Employee Free Choice Act

Business and labor groups are intensifying their battle over a measure that would make it easier to organize unions, offering a preview of what is certain to be one of the earliest and hardest-fought legislative battles in the new Congress.

The Employee Free Choice Act, which would be the most significant overhaul of federal labor law in six decades, would give workers who want a union two options: a card check or an election overseen by the National Labor Relations Board.

Unlike current law, employers would not be able to demand that workers cast secret ballots. The legislation also would require employers and unions to submit to binding arbitration if they are unable to reach a contract agreement within 120 days.

Democratic congressional leaders have said they plan to move on the bill quickly once Congress convenes in January. Labor leaders and other supporters said the measure would help restore bargaining power to workers whose wages have fallen behind inflation in recent years.

Labor organizers said current rules allow companies to pressure workers through campaigns that often include closed-door meetings. They also said that the arbitration rule is necessary to prod employers to bargain in good faith.
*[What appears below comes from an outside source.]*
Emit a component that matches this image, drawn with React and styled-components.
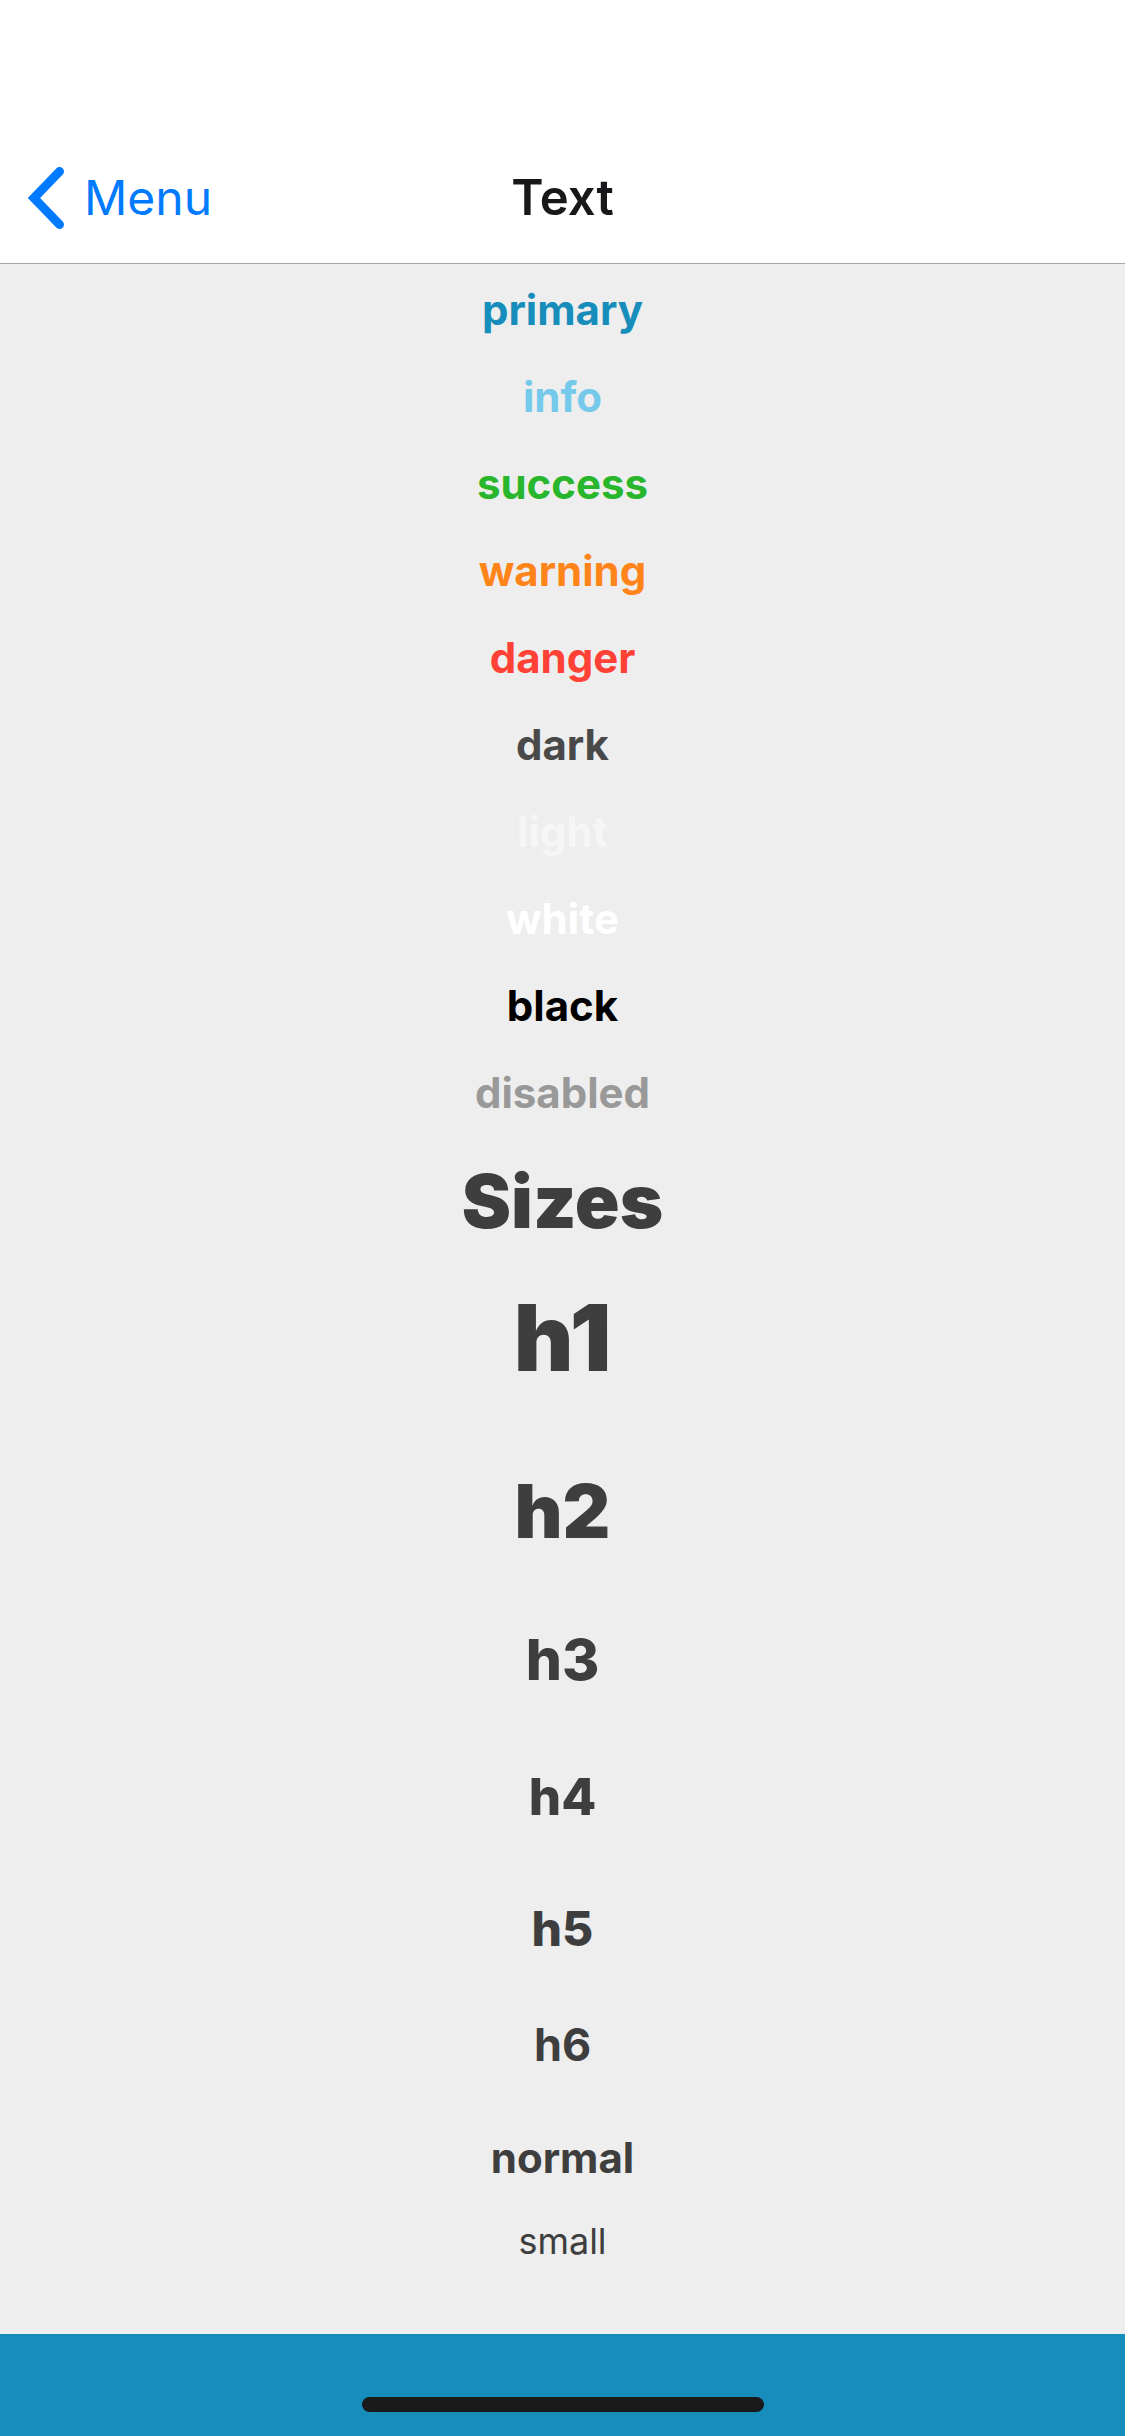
import React from "react";
import styled, { createGlobalStyle } from "styled-components";

const GlobalStyle = createGlobalStyle`
  * { box-sizing: border-box; }
  body {
    margin: 0;
    background: #eeeeee;
    font-family: Inter, "Liberation Sans", sans-serif;
  }
`;

const sizes = {
  h1: { font: 92, weight: 900, line: 144, gap: 36 },
  h2: { font: 74, weight: 900, line: 130, gap: 29 },
  h3: { font: 57, weight: 800, line: 110, gap: 33 },
  h4: { font: 51, weight: 800, line: 98, gap: 36 },
  h5: { font: 48, weight: 800, line: 94, gap: 24 },
  h6: { font: 45, weight: 700, line: 90, gap: 24 },
  normal: { font: 42, weight: 700, line: 87, gap: 0 },
  small: { font: 36, weight: 400, line: 80, gap: 0 },
};

const colors = [
  ["primary", "#178dbb"],
  ["info", "#75caeb"],
  ["success", "#28b62c"],
  ["warning", "#ff851b"],
  ["danger", "#ff4136"],
  ["dark", "#494949"],
  ["light", "#f6f6f6"],
  ["white", "#ffffff"],
  ["black", "#000000"],
  ["disabled", "#999999"],
];

const Screen = styled.div`
  min-height: 100vh;
  display: flex;
  flex-direction: column;
`;

const NavBar = styled.header`
  display: grid;
  grid-template-columns: 1fr auto 1fr;
  align-items: center;
  height: 264px;
  padding: 132px 28px 0;
  background: #ffffff;
  border-bottom: 1px solid #a7a7aa;
`;

const BackButton = styled.button`
  justify-self: start;
  display: flex;
  align-items: center;
  gap: 20px;
  padding: 0;
  border: 0;
  background: none;
  color: #007aff;
  font: 400 48px/60px Inter, "Liberation Sans", sans-serif;
  cursor: pointer;
`;

const Chevron = styled.svg`
  display: block;
  width: 36px;
  height: 62px;
`;

const Title = styled.h1`
  margin: 0;
  color: #18181a;
  font-size: 49px;
  font-weight: 600;
  line-height: 60px;
`;

const Content = styled.main`
  flex: 1;
  padding: 2px 0 48px;
  text-align: center;
`;

const Text = styled.p`
  margin: 0 0 ${({ $size, $flush }) => ($flush ? 0 : sizes[$size].gap)}px;
  color: ${({ $color }) => $color || "#3e3e3e"};
  font-size: ${({ $size }) => sizes[$size].font}px;
  font-weight: ${({ $size }) => sizes[$size].weight};
  line-height: ${({ $size }) => sizes[$size].line}px;
`;

const Footer = styled.footer`
  display: flex;
  justify-content: center;
  align-items: flex-end;
  height: 102px;
  padding-bottom: 24px;
  background: #178dbb;
`;

const HomeIndicator = styled.div`
  width: 402px;
  height: 15px;
  border-radius: 8px;
  background: #1a1a1a;
`;

export default function App() {
  return (
    <Screen>
      <GlobalStyle />
      <NavBar>
        <BackButton type="button">
          <Chevron viewBox="0 0 36 62" fill="none" aria-hidden="true">
            <path
              d="M31.5 4.5 6 31 31.5 57.5"
              stroke="currentColor"
              strokeWidth="9"
              strokeLinecap="round"
              strokeLinejoin="miter"
            />
          </Chevron>
          Menu
        </BackButton>
        <Title>Text</Title>
      </NavBar>
      <Content>
        {colors.map(([name, color]) => (
          <Text key={name} $size="normal" $color={color}>
            {name}
          </Text>
        ))}
        <Text as="h2" $size="h2" $flush>
          Sizes
        </Text>
        {Object.keys(sizes).map((size) => (
          <Text key={size} as={size.startsWith("h") ? size : "p"} $size={size}>
            {size}
          </Text>
        ))}
      </Content>
      <Footer>
        <HomeIndicator />
      </Footer>
    </Screen>
  );
}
Currently, roughly one-third of new unions fail to reach agreements on contracts with their employers, said Kate Bronfenbrenner, a Cornell University researcher.

Passage of the legislation would mean “that the 60-plus percent of people in the country who have expressed the opinion that, if given a fair choice, they would be in a union job, would actually get to be in a union job,” Freiboth said. “This is about allowing workers the fair opportunity to form or join a union and to restore the promise of the National Labor Relations Act passed in the ’30s that has been undermined.”

Greg Denier, spokesman for the labor coalition Change to Win, framed the issue as an economic-recovery package. “Workers’ wages are what drive consumption,” he said. “If [workers’] wages are stagnant, you are undermining the foundation of economic growth.”